_Work instructions_
Look through the data below. Pick out the lines holding the string "this".

☆ ☆ ☆

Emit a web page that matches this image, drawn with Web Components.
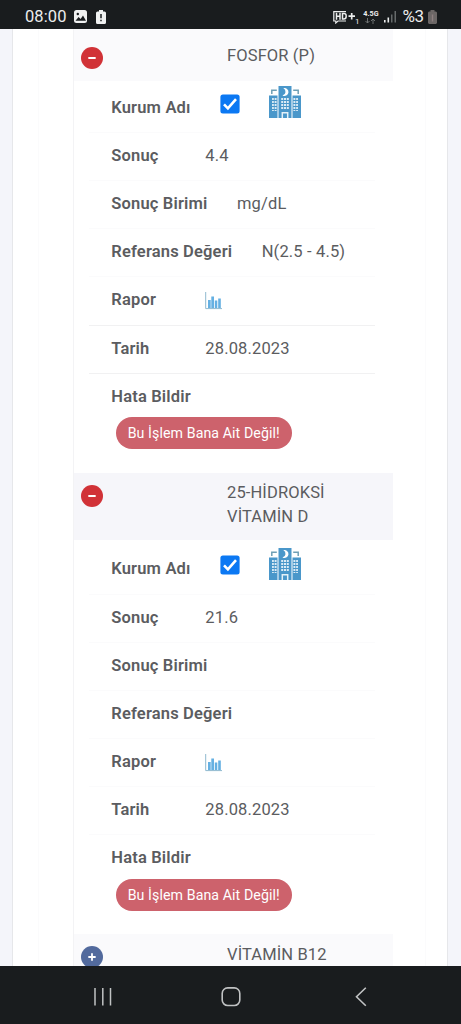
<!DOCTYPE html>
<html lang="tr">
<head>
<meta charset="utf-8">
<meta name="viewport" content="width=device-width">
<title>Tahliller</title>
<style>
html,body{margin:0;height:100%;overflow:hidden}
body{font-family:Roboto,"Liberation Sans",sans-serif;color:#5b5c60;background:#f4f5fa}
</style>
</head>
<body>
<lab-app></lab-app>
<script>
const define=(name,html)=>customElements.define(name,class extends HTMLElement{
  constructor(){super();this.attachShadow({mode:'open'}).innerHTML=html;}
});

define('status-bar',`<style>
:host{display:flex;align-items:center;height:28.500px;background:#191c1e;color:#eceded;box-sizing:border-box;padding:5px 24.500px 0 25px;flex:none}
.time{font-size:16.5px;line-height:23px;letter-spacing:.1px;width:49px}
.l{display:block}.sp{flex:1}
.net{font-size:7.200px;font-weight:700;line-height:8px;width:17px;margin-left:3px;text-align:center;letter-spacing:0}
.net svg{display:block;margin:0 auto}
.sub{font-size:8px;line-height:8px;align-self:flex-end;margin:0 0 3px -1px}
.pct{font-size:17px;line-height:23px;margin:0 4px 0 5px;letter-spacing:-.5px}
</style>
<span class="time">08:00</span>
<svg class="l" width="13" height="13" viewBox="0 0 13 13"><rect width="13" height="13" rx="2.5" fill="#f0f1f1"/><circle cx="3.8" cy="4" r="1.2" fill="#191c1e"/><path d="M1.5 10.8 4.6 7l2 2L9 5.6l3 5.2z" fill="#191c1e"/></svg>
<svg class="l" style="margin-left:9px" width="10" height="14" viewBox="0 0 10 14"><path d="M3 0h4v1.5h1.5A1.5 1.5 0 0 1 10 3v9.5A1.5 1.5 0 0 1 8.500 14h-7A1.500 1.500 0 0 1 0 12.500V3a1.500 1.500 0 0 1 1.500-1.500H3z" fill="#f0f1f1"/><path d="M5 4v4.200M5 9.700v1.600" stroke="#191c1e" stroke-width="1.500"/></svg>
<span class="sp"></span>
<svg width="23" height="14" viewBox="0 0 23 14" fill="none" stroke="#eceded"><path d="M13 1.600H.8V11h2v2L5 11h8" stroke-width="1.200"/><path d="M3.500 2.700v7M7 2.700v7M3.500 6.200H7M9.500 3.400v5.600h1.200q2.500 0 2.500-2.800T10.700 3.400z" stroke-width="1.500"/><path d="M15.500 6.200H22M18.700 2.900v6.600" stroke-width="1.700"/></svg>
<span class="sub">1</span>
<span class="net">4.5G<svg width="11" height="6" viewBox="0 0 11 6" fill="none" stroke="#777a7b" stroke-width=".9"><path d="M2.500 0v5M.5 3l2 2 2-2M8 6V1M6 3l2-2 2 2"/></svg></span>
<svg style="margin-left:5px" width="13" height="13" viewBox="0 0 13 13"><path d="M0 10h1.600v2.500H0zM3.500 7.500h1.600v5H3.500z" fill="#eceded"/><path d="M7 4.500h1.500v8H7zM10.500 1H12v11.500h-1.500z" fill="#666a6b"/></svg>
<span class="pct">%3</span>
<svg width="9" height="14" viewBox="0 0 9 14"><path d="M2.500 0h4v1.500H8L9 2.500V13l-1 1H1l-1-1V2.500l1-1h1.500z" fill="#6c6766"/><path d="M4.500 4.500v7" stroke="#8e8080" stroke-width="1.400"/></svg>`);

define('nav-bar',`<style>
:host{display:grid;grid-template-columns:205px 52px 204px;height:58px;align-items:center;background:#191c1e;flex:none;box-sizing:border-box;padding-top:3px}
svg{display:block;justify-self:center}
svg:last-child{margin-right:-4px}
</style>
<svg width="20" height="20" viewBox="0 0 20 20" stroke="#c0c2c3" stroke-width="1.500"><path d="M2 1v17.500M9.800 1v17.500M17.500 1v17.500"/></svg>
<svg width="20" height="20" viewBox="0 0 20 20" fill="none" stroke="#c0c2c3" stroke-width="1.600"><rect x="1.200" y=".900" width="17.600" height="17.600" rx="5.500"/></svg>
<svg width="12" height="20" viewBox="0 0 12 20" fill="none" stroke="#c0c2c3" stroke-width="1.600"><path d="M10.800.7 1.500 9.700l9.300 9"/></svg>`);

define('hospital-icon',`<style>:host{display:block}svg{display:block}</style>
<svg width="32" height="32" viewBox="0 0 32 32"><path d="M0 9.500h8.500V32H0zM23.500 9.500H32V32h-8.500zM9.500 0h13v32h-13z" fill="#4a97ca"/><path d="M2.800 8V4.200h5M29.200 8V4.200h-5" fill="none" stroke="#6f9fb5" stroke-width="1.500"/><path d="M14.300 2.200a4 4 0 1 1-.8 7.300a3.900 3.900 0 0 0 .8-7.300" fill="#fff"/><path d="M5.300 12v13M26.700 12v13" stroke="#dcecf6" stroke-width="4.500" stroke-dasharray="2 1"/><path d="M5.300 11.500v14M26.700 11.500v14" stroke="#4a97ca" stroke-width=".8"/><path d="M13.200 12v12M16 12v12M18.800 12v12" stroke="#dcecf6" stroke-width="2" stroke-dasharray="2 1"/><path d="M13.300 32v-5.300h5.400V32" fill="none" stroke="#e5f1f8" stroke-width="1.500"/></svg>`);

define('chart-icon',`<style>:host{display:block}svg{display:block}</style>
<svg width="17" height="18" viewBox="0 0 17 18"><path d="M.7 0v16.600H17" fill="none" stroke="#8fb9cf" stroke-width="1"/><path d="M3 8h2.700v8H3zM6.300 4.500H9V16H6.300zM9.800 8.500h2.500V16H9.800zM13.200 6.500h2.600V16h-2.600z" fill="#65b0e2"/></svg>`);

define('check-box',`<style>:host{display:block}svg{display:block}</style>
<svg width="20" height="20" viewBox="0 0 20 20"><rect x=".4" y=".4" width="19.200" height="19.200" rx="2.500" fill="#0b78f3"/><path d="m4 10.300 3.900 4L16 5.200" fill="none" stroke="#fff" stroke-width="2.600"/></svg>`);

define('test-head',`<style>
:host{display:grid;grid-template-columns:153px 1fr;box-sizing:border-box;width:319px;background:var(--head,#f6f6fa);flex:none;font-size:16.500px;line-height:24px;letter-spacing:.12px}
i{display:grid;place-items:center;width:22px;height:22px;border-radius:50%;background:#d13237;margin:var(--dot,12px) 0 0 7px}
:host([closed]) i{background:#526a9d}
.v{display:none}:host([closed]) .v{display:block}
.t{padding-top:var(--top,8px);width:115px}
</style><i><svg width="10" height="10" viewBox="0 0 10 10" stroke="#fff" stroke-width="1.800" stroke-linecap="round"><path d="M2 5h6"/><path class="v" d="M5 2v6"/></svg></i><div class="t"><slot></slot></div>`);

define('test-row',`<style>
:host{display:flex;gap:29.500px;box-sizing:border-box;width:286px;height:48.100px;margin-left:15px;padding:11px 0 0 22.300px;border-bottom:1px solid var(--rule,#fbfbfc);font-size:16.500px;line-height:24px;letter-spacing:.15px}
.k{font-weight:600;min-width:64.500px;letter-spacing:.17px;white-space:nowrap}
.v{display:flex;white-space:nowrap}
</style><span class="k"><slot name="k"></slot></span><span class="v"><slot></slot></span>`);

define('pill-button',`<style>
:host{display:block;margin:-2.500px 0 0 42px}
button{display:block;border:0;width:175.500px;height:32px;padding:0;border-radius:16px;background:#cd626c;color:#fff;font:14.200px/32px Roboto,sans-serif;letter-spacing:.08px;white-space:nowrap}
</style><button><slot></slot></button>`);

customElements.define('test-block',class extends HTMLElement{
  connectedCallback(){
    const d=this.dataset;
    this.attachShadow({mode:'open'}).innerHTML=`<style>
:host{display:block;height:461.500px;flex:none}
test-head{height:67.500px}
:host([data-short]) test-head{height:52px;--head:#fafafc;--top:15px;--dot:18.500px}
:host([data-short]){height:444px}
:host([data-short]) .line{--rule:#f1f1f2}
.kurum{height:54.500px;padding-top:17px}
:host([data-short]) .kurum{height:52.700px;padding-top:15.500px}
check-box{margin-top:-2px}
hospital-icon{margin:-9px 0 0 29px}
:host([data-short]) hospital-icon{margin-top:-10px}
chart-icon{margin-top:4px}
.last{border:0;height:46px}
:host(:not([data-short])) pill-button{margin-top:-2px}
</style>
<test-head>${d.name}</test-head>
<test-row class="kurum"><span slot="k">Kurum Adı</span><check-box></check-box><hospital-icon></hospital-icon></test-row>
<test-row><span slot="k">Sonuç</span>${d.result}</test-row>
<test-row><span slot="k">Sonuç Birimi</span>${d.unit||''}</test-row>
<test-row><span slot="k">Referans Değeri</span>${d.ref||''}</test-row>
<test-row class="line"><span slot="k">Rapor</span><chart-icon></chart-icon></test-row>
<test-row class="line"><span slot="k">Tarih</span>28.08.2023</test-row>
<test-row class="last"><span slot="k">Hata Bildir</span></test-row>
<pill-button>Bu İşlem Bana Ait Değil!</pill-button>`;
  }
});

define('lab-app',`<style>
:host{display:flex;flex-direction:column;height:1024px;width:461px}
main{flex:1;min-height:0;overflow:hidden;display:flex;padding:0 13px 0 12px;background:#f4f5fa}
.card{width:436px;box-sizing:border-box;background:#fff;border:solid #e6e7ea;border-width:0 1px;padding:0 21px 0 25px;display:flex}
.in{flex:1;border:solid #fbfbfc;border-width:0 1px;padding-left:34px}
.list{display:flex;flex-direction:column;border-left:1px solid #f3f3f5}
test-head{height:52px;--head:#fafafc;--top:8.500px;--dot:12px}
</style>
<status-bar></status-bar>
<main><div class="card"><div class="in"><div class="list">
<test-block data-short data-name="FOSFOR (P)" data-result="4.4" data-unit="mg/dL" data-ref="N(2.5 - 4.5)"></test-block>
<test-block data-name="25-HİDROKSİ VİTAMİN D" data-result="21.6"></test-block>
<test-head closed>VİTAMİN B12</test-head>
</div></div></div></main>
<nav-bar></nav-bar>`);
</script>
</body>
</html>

☆ ☆ ☆

_Right answer_
Emit a web page that matches this image, drawn with Web Components.
  constructor(){super();this.attachShadow({mode:'open'}).innerHTML=html;}
    const d=this.dataset;
    this.attachShadow({mode:'open'}).innerHTML=`<style>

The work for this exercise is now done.